Please, don’t leave your car running and unattended for any reason, for any length of time.  If you are not in your car, your keys shouldn’t be, either.

The Grand Junction Police Department is currently seeking assistance from the public in solving these crimes. If you know anything about these car thefts, please call non-emergency dispatch at (970)242-6707.  You can also contact Crime Stoppers of Mesa County at (970)241-STOP, or online at www.241STOP.com, if you’d like to remain anonymous.

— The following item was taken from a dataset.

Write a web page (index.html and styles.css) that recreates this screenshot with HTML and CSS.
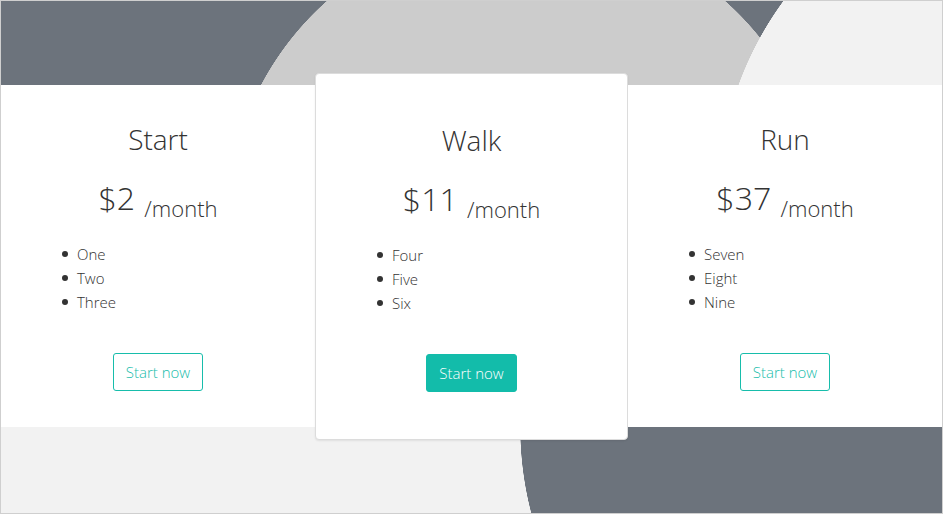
FILE: index.html
```html
<!DOCTYPE html>
<html lang="en">
<head>
<meta charset="utf-8">
<title>Pricing</title>
<link rel="stylesheet" href="styles.css">
</head>
<body>
<div class="page">
  <div class="band-top"></div>
  <section class="plans">
    <div class="plan">
      <h2 class="plan-title">Start</h2>
      <p class="plan-price">$2 <small>/month</small></p>
      <ul class="plan-features">
        <li>One</li>
        <li>Two</li>
        <li>Three</li>
      </ul>
      <div class="plan-action"><a class="btn btn-outline" href="#">Start now</a></div>
    </div>
    <div class="plan plan-featured">
      <h2 class="plan-title">Walk</h2>
      <p class="plan-price">$11 <small>/month</small></p>
      <ul class="plan-features">
        <li>Four</li>
        <li>Five</li>
        <li>Six</li>
      </ul>
      <div class="plan-action"><a class="btn btn-solid" href="#">Start now</a></div>
    </div>
    <div class="plan">
      <h2 class="plan-title">Run</h2>
      <p class="plan-price">$37 <small>/month</small></p>
      <ul class="plan-features">
        <li>Seven</li>
        <li>Eight</li>
        <li>Nine</li>
      </ul>
      <div class="plan-action"><a class="btn btn-outline" href="#">Start now</a></div>
    </div>
  </section>
  <div class="band-bottom"></div>
</div>
</body>
</html>
```

FILE: styles.css
```css
* { box-sizing: border-box; }

html, body {
  margin: 0;
  padding: 0;
}

body {
  font-family: "Open Sans", "Noto Sans", "Liberation Sans", sans-serif;
  font-weight: 300;
  color: #333;
  background: #fff;
}

.page {
  width: 943px;
  height: 514px;
  border: 1px solid #cfcfcf;
  display: grid;
  grid-template-rows: 84px 342px 86px;
  background: #fff;
  overflow: hidden;
}

.band-top {
  background:
    radial-gradient(circle 337px at 1054px 199px, #f2f2f2 336.5px, rgba(242,242,242,0) 337px),
    radial-gradient(circle 300px at 525px 224px, #cccccc 299.5px, rgba(204,204,204,0) 300px),
    #6c737c;
}

.band-bottom {
  background:
    radial-gradient(circle 342px at 861px 0px, #6c737c 341.5px, rgba(108,115,124,0) 342px),
    #f2f2f2;
}

.plans {
  display: grid;
  grid-template-columns: 314px 313px 314px;
  grid-template-rows: 342px;
  height: 342px;
  position: relative;
  z-index: 1;
}

.plan {
  background: #fff;
  padding: 38px 0 36px;
  text-align: center;
}

.plan-featured {
  margin: -12px 0 -13px;
  padding-top: 50px;
  border: 1px solid #dcdcdc;
  border-radius: 4px;
  box-shadow: 0 1px 2px rgba(0,0,0,0.08);
}

.plan-title {
  margin: 0;
  font-size: 28px;
  line-height: 32px;
  font-weight: 300;
}

.plan-price {
  margin: 23px 0 0;
  font-size: 32px;
  line-height: 40px;
  font-weight: 300;
}

.plan-price small {
  font-size: 22px;
  line-height: 1;
  vertical-align: -7px;
  margin-left: 1px;
}

.plan-features {
  margin: 23px 0 0;
  padding: 0 0 0 76px;
  list-style: none;
  text-align: left;
  font-size: 15px;
  line-height: 24px;
}

.plan-features li::before {
  content: "";
  display: inline-block;
  width: 6px;
  height: 6px;
  border-radius: 50%;
  background: #333;
  margin: 0 9px 0 -15px;
  vertical-align: 3px;
}

.plan-action {
  margin-top: 39px;
}

.btn {
  display: inline-block;
  height: 38px;
  line-height: 36px;
  padding: 0 12px;
  border: 1px solid #17bdab;
  border-radius: 3px;
  font-size: 15px;
  text-decoration: none;
}

.btn-outline {
  color: #17bdab;
  background: #fff;
}

.btn-solid {
  color: #fff;
  background: #13bcaa;
  border-color: #13bcaa;
}
```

Also, we want you to be aware of any suspicious vehicles in your neighborhood, or on your street. Three of the vehicles stolen out of the city of Grand Junction are still missing.  They are described as follows:

  • 2002 silver Ford Ranger pickup, with dents on the truck bed, both sides, and the rear bumper, plate number 139OQW
  • 2015 white Toyota Sienna minivan, plate number QPD943
  • 2004 red Chevy Cavalier, faded hood and roof, bad tinting in the rear window, “Brown Gold” sticker in rear window with antlers on it, plate number 929YGR

Pay attention to vehicles in your area that may be abandoned, or are not familiar to you in your neighborhood. Although the license plates listed above were on the vehicles at the time they were stolen, they may have been removed by now.  If you see a vehicle that matches the description of the vehicles listed above, please call non-emergency dispatch at (970)242-6707.

Again, these were preventable crimes. We can’t stress enough the importance of protecting yourself, your property, and your community, by keeping your car locked and your keys in your possession whenever it’s unattended.  Not only is puffing risky, but it’s also against the law.